» What needs to be done:
Among the lines below, list those containing the string "page".

========

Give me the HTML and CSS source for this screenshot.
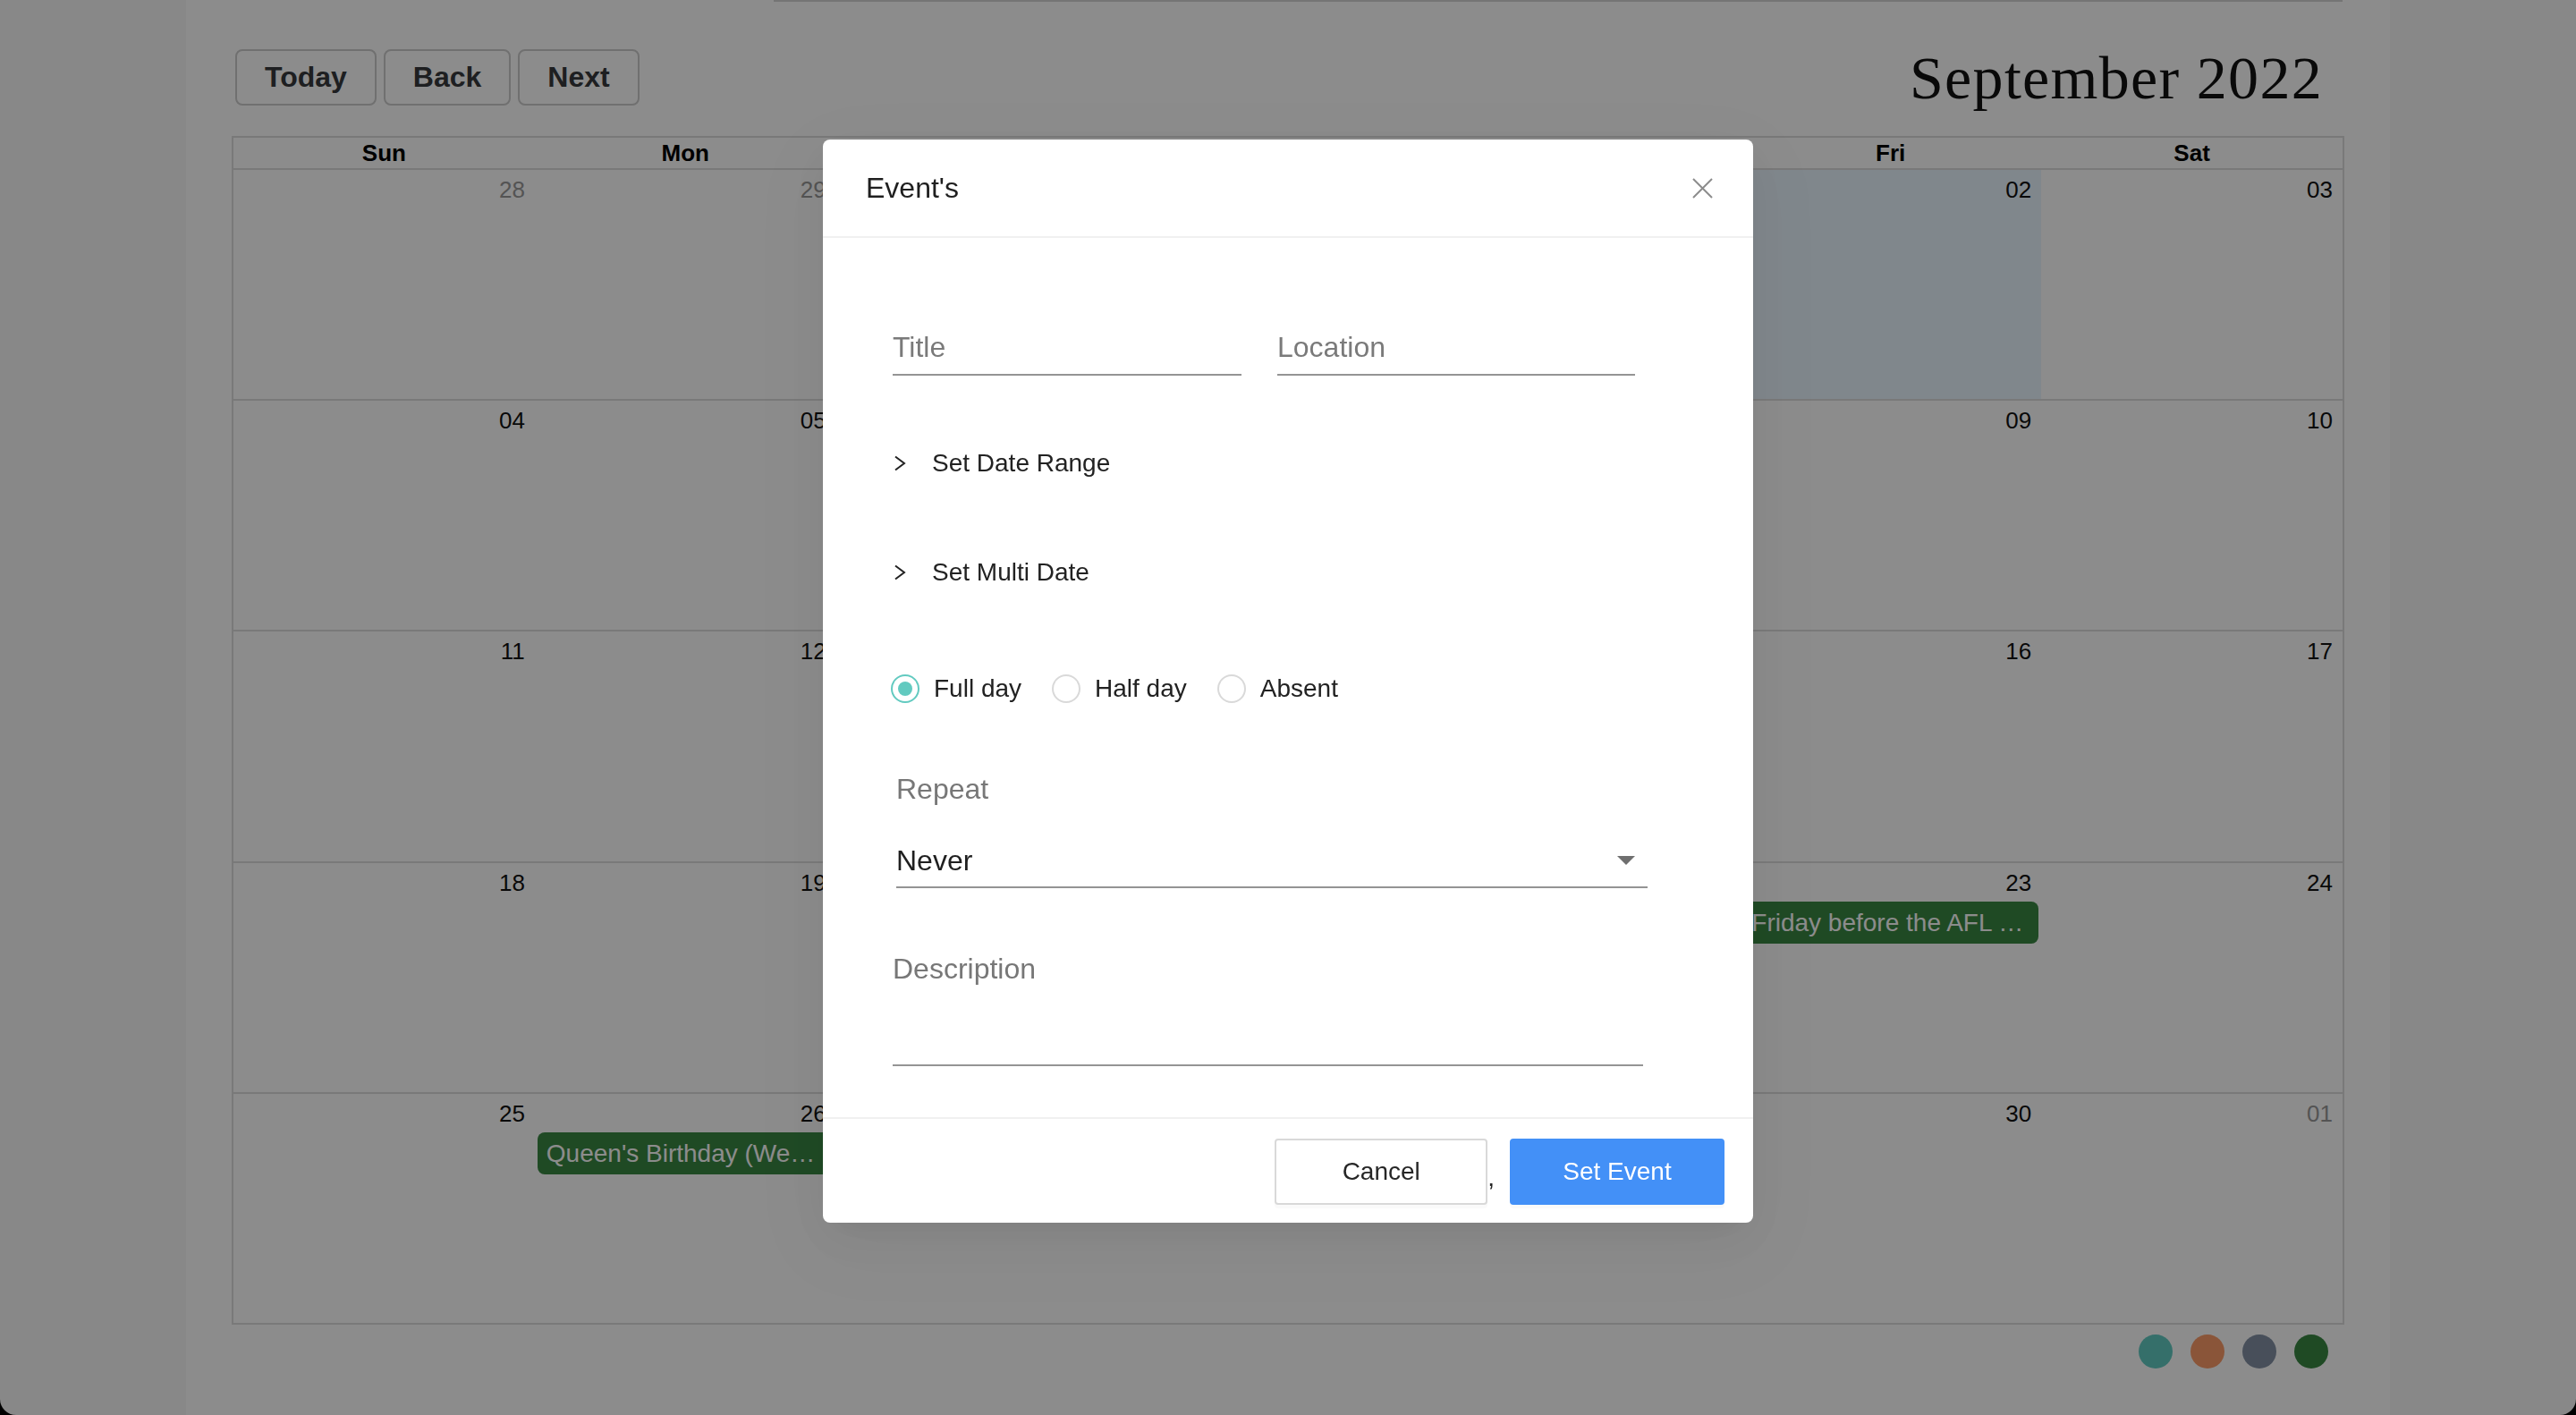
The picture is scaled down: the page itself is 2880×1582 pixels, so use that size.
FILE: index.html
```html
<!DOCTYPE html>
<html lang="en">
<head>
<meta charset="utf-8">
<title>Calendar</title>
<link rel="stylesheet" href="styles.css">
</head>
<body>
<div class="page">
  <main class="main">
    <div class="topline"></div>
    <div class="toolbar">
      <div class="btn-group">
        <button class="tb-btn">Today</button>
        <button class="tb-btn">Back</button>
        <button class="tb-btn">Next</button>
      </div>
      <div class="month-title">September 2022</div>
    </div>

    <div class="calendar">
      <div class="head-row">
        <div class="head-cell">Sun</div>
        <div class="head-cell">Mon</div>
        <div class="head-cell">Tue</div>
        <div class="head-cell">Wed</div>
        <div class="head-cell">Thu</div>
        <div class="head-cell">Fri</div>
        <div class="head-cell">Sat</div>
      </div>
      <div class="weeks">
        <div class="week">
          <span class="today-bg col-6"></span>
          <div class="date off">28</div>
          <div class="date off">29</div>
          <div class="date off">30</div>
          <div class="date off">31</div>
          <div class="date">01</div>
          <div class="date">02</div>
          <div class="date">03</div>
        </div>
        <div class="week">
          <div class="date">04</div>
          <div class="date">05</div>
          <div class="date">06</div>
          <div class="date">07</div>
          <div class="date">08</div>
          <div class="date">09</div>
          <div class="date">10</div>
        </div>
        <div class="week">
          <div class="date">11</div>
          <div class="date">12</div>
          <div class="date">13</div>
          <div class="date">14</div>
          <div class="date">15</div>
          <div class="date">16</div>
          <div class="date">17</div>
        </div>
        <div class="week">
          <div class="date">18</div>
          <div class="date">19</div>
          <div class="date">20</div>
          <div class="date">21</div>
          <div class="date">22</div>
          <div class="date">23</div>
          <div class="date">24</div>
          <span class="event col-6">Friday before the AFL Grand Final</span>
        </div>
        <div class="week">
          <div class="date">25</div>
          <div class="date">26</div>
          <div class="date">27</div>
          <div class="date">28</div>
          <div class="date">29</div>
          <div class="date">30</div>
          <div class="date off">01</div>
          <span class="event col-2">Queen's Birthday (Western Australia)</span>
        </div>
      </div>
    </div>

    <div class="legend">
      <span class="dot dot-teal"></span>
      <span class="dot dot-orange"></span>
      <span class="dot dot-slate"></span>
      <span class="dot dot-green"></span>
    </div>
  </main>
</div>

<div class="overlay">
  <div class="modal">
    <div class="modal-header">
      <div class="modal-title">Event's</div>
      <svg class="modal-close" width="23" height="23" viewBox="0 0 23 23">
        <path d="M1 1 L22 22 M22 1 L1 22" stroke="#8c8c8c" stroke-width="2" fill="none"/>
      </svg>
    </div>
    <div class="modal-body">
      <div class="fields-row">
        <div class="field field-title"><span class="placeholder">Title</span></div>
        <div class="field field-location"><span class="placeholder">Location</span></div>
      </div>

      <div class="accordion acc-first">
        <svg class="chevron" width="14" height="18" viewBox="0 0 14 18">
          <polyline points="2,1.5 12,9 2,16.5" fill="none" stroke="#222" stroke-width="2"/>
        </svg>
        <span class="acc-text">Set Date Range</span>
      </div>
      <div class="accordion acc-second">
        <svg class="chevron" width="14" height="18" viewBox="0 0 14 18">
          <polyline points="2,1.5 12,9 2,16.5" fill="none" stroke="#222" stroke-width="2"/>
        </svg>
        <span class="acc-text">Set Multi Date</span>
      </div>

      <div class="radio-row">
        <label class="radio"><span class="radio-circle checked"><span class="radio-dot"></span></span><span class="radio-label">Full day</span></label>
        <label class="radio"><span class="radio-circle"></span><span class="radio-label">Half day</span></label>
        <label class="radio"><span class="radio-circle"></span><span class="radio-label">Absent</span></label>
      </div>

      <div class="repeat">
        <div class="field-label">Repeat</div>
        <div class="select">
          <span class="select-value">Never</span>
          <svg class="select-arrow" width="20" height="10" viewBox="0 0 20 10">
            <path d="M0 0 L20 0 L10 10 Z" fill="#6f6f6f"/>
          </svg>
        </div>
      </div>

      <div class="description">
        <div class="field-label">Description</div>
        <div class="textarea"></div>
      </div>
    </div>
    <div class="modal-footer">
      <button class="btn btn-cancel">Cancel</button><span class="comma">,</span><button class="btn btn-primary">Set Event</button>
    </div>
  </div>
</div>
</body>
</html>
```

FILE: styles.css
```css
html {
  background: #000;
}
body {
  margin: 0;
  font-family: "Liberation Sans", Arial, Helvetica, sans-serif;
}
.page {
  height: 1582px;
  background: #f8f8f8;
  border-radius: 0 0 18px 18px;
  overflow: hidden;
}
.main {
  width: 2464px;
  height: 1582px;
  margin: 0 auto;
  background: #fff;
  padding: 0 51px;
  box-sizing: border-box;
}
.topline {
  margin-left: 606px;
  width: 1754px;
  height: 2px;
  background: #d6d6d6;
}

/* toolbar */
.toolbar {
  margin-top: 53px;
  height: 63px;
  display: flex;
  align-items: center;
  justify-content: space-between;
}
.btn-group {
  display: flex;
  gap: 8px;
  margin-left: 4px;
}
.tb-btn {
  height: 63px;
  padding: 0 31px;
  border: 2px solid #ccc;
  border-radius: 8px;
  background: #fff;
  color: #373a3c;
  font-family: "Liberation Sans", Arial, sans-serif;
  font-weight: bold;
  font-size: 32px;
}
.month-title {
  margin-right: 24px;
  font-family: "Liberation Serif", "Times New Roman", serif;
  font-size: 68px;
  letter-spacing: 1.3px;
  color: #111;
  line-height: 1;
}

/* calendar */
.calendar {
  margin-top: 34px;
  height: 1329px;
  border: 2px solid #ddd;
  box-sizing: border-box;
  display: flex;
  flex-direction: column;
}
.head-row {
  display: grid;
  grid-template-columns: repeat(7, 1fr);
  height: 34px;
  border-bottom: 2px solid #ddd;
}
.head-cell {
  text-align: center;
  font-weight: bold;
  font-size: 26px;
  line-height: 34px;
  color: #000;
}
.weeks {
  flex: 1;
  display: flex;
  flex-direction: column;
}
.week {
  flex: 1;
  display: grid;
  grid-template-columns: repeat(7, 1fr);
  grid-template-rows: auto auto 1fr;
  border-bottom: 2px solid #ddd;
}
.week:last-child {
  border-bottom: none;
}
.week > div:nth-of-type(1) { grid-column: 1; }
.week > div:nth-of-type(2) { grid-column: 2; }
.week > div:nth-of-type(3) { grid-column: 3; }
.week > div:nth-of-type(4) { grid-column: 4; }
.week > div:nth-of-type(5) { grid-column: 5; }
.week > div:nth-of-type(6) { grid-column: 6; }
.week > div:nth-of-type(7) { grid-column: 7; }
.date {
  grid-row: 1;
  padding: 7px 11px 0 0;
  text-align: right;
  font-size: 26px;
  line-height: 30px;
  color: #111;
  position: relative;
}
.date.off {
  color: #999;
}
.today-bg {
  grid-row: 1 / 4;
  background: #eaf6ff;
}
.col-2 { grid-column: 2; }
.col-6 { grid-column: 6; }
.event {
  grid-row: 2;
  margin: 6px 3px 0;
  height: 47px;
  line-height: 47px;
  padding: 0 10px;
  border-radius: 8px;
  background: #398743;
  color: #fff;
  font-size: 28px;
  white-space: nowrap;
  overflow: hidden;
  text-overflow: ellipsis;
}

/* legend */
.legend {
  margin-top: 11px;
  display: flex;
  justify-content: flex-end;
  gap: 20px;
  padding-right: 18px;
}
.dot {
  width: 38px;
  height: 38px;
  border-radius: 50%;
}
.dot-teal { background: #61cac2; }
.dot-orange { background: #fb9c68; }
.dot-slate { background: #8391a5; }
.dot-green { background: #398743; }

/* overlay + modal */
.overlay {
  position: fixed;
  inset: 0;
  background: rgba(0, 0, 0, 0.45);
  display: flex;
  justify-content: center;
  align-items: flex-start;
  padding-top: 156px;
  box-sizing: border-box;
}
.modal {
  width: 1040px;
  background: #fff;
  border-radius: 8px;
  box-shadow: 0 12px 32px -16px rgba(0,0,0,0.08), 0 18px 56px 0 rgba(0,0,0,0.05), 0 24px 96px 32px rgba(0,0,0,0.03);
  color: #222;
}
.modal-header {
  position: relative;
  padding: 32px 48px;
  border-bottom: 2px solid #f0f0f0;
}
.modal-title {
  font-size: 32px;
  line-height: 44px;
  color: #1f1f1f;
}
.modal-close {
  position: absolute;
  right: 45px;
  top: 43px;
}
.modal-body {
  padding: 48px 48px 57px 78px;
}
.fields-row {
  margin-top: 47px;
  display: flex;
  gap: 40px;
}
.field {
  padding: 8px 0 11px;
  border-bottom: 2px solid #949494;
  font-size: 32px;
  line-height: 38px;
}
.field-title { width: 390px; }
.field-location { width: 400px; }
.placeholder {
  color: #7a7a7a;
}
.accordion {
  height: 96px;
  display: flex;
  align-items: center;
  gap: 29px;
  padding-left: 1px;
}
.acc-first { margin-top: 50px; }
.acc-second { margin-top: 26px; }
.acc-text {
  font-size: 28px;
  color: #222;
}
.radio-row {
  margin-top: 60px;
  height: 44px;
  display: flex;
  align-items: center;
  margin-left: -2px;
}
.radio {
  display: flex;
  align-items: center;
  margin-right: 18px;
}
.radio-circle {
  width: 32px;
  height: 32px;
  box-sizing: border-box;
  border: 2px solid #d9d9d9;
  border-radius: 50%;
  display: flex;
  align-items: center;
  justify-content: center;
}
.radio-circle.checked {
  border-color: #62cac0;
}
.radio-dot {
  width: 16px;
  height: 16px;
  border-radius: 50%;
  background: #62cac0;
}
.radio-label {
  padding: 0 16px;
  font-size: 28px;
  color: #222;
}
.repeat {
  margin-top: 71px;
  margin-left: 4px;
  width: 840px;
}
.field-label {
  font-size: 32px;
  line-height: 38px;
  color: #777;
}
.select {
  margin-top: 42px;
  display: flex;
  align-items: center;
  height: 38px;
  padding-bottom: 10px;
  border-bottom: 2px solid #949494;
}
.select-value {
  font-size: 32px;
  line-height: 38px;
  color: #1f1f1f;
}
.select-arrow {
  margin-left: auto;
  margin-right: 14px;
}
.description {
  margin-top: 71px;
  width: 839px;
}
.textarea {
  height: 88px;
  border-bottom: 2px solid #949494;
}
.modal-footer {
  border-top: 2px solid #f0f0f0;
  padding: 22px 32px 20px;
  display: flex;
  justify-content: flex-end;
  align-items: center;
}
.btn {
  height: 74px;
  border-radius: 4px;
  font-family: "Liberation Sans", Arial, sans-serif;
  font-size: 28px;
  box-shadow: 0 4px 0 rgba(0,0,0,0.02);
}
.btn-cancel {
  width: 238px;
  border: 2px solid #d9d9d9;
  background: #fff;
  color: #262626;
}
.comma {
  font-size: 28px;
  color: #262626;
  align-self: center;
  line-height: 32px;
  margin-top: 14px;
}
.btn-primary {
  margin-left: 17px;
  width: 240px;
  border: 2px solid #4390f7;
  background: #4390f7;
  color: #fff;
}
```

========

» Solution to this exercise:
The picture is scaled down: the page itself is 2880×1582 pixels, so use that size.
<div class="page">
.page {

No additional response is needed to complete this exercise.